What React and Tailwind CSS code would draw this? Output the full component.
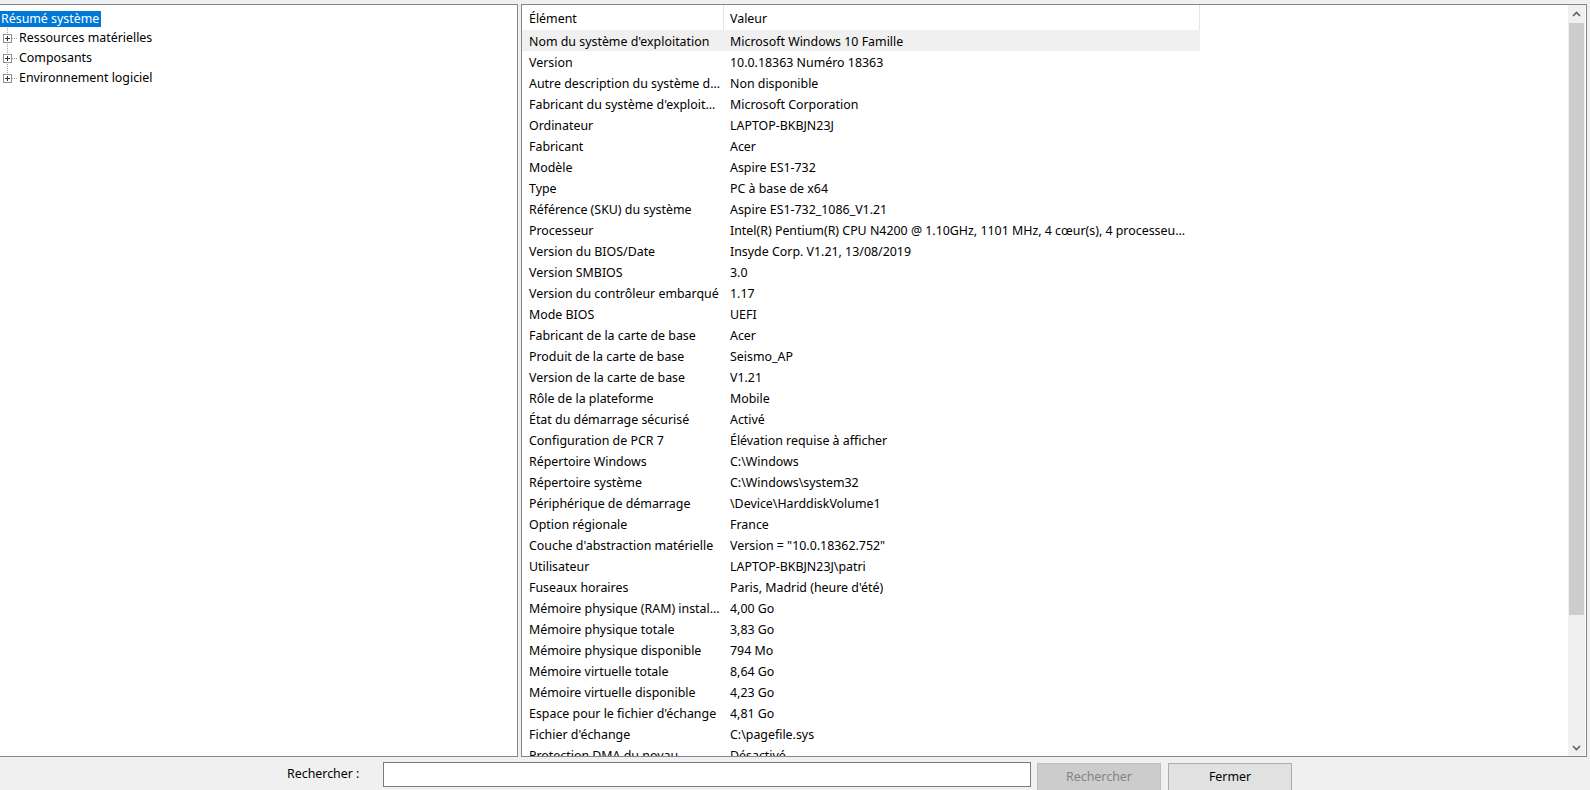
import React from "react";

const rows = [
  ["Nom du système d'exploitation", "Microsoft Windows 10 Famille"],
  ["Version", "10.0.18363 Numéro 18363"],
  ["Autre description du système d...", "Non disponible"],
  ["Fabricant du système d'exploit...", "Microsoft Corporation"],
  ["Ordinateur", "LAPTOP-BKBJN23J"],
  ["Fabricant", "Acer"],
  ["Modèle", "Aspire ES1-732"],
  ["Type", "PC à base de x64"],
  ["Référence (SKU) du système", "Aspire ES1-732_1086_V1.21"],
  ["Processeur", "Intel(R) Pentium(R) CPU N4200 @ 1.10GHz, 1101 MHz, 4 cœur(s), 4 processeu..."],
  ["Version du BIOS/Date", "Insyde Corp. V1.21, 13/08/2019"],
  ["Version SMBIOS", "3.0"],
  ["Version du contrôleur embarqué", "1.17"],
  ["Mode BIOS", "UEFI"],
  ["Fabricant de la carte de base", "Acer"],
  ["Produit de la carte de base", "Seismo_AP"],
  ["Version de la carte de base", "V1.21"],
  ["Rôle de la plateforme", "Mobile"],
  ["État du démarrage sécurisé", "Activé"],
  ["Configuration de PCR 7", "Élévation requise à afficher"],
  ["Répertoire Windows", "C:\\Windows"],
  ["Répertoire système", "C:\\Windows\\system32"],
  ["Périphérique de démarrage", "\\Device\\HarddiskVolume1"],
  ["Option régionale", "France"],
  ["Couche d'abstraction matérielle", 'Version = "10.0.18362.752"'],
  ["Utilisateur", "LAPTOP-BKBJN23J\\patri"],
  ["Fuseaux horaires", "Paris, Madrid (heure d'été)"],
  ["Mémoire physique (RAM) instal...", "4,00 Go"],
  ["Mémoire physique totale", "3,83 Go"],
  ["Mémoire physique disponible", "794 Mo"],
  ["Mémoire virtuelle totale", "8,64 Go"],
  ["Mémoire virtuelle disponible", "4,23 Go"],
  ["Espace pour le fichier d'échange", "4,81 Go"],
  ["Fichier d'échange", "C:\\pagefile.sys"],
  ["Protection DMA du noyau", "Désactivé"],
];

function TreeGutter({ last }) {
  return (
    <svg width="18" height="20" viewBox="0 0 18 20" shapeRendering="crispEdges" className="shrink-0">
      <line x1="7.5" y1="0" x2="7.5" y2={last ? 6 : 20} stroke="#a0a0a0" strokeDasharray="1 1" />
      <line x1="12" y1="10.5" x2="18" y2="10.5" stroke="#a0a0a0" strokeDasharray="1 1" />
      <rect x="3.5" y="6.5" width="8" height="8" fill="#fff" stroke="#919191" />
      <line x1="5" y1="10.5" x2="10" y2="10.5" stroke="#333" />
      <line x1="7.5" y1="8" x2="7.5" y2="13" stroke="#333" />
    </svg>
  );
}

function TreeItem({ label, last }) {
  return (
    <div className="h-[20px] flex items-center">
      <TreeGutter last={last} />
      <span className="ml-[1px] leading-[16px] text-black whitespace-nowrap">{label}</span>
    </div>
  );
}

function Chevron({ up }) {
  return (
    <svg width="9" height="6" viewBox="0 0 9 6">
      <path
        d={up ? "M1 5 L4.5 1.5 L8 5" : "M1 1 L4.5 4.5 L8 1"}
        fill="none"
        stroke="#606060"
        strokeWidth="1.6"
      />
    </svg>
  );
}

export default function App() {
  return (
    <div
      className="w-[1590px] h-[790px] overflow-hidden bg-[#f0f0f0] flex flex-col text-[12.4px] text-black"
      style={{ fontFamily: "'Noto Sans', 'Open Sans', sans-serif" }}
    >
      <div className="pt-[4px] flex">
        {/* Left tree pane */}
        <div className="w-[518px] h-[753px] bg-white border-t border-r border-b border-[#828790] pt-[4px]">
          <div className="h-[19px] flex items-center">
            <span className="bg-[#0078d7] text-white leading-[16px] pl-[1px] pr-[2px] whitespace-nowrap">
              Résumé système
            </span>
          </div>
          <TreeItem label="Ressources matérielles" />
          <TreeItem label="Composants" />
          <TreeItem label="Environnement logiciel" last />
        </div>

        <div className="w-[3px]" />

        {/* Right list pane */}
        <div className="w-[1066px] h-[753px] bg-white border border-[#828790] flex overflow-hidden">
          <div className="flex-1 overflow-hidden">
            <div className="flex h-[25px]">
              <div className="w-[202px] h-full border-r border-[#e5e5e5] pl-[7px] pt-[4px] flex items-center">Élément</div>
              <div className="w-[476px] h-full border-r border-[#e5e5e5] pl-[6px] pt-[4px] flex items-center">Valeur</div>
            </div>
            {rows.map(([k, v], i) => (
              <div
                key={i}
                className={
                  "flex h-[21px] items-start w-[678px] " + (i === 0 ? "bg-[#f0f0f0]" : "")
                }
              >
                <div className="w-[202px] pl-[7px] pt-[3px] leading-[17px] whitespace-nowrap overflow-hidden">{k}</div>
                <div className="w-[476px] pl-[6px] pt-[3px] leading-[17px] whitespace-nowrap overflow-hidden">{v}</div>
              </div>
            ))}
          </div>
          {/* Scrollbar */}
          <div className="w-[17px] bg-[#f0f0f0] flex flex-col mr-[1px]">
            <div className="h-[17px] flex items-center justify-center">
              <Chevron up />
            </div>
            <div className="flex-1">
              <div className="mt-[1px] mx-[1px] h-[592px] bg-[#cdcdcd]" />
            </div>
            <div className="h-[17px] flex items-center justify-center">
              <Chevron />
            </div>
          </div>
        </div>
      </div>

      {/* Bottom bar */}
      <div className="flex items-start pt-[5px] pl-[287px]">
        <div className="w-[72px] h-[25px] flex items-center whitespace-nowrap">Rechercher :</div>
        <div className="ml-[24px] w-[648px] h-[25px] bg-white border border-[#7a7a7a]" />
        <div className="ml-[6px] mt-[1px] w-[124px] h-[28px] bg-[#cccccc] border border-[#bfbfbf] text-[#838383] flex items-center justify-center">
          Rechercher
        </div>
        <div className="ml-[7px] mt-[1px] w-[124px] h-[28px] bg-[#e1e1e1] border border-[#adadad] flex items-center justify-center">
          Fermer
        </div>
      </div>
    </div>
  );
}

━━━

WHAT IS EXPECTED:
Repeat the material verbatim. Do not carry over any picture.

SOLUTION TO THE PROBLEM:
What React and Tailwind CSS code would draw this? Output the full component.
import React from "react";

const rows = [
  ["Nom du système d'exploitation", "Microsoft Windows 10 Famille"],
  ["Version", "10.0.18363 Numéro 18363"],
  ["Autre description du système d...", "Non disponible"],
  ["Fabricant du système d'exploit...", "Microsoft Corporation"],
  ["Ordinateur", "LAPTOP-BKBJN23J"],
  ["Fabricant", "Acer"],
  ["Modèle", "Aspire ES1-732"],
  ["Type", "PC à base de x64"],
  ["Référence (SKU) du système", "Aspire ES1-732_1086_V1.21"],
  ["Processeur", "Intel(R) Pentium(R) CPU N4200 @ 1.10GHz, 1101 MHz, 4 cœur(s), 4 processeu..."],
  ["Version du BIOS/Date", "Insyde Corp. V1.21, 13/08/2019"],
  ["Version SMBIOS", "3.0"],
  ["Version du contrôleur embarqué", "1.17"],
  ["Mode BIOS", "UEFI"],
  ["Fabricant de la carte de base", "Acer"],
  ["Produit de la carte de base", "Seismo_AP"],
  ["Version de la carte de base", "V1.21"],
  ["Rôle de la plateforme", "Mobile"],
  ["État du démarrage sécurisé", "Activé"],
  ["Configuration de PCR 7", "Élévation requise à afficher"],
  ["Répertoire Windows", "C:\\Windows"],
  ["Répertoire système", "C:\\Windows\\system32"],
  ["Périphérique de démarrage", "\\Device\\HarddiskVolume1"],
  ["Option régionale", "France"],
  ["Couche d'abstraction matérielle", 'Version = "10.0.18362.752"'],
  ["Utilisateur", "LAPTOP-BKBJN23J\\patri"],
  ["Fuseaux horaires", "Paris, Madrid (heure d'été)"],
  ["Mémoire physique (RAM) instal...", "4,00 Go"],
  ["Mémoire physique totale", "3,83 Go"],
  ["Mémoire physique disponible", "794 Mo"],
  ["Mémoire virtuelle totale", "8,64 Go"],
  ["Mémoire virtuelle disponible", "4,23 Go"],
  ["Espace pour le fichier d'échange", "4,81 Go"],
  ["Fichier d'échange", "C:\\pagefile.sys"],
  ["Protection DMA du noyau", "Désactivé"],
];

function TreeGutter({ last }) {
  return (
    <svg width="18" height="20" viewBox="0 0 18 20" shapeRendering="crispEdges" className="shrink-0">
      <line x1="7.5" y1="0" x2="7.5" y2={last ? 6 : 20} stroke="#a0a0a0" strokeDasharray="1 1" />
      <line x1="12" y1="10.5" x2="18" y2="10.5" stroke="#a0a0a0" strokeDasharray="1 1" />
      <rect x="3.5" y="6.5" width="8" height="8" fill="#fff" stroke="#919191" />
      <line x1="5" y1="10.5" x2="10" y2="10.5" stroke="#333" />
      <line x1="7.5" y1="8" x2="7.5" y2="13" stroke="#333" />
    </svg>
  );
}

function TreeItem({ label, last }) {
  return (
    <div className="h-[20px] flex items-center">
      <TreeGutter last={last} />
      <span className="ml-[1px] leading-[16px] text-black whitespace-nowrap">{label}</span>
    </div>
  );
}

function Chevron({ up }) {
  return (
    <svg width="9" height="6" viewBox="0 0 9 6">
      <path
        d={up ? "M1 5 L4.5 1.5 L8 5" : "M1 1 L4.5 4.5 L8 1"}
        fill="none"
        stroke="#606060"
        strokeWidth="1.6"
      />
    </svg>
  );
}

export default function App() {
  return (
    <div
      className="w-[1590px] h-[790px] overflow-hidden bg-[#f0f0f0] flex flex-col text-[12.4px] text-black"
      style={{ fontFamily: "'Noto Sans', 'Open Sans', sans-serif" }}
    >
      <div className="pt-[4px] flex">
        {/* Left tree pane */}
        <div className="w-[518px] h-[753px] bg-white border-t border-r border-b border-[#828790] pt-[4px]">
          <div className="h-[19px] flex items-center">
            <span className="bg-[#0078d7] text-white leading-[16px] pl-[1px] pr-[2px] whitespace-nowrap">
              Résumé système
            </span>
          </div>
          <TreeItem label="Ressources matérielles" />
          <TreeItem label="Composants" />
          <TreeItem label="Environnement logiciel" last />
        </div>

        <div className="w-[3px]" />

        {/* Right list pane */}
        <div className="w-[1066px] h-[753px] bg-white border border-[#828790] flex overflow-hidden">
          <div className="flex-1 overflow-hidden">
            <div className="flex h-[25px]">
              <div className="w-[202px] h-full border-r border-[#e5e5e5] pl-[7px] pt-[4px] flex items-center">Élément</div>
              <div className="w-[476px] h-full border-r border-[#e5e5e5] pl-[6px] pt-[4px] flex items-center">Valeur</div>
            </div>
            {rows.map(([k, v], i) => (
              <div
                key={i}
                className={
                  "flex h-[21px] items-start w-[678px] " + (i === 0 ? "bg-[#f0f0f0]" : "")
                }
              >
                <div className="w-[202px] pl-[7px] pt-[3px] leading-[17px] whitespace-nowrap overflow-hidden">{k}</div>
                <div className="w-[476px] pl-[6px] pt-[3px] leading-[17px] whitespace-nowrap overflow-hidden">{v}</div>
              </div>
            ))}
          </div>
          {/* Scrollbar */}
          <div className="w-[17px] bg-[#f0f0f0] flex flex-col mr-[1px]">
            <div className="h-[17px] flex items-center justify-center">
              <Chevron up />
            </div>
            <div className="flex-1">
              <div className="mt-[1px] mx-[1px] h-[592px] bg-[#cdcdcd]" />
            </div>
            <div className="h-[17px] flex items-center justify-center">
              <Chevron />
            </div>
          </div>
        </div>
      </div>

      {/* Bottom bar */}
      <div className="flex items-start pt-[5px] pl-[287px]">
        <div className="w-[72px] h-[25px] flex items-center whitespace-nowrap">Rechercher :</div>
        <div className="ml-[24px] w-[648px] h-[25px] bg-white border border-[#7a7a7a]" />
        <div className="ml-[6px] mt-[1px] w-[124px] h-[28px] bg-[#cccccc] border border-[#bfbfbf] text-[#838383] flex items-center justify-center">
          Rechercher
        </div>
        <div className="ml-[7px] mt-[1px] w-[124px] h-[28px] bg-[#e1e1e1] border border-[#adadad] flex items-center justify-center">
          Fermer
        </div>
      </div>
    </div>
  );
}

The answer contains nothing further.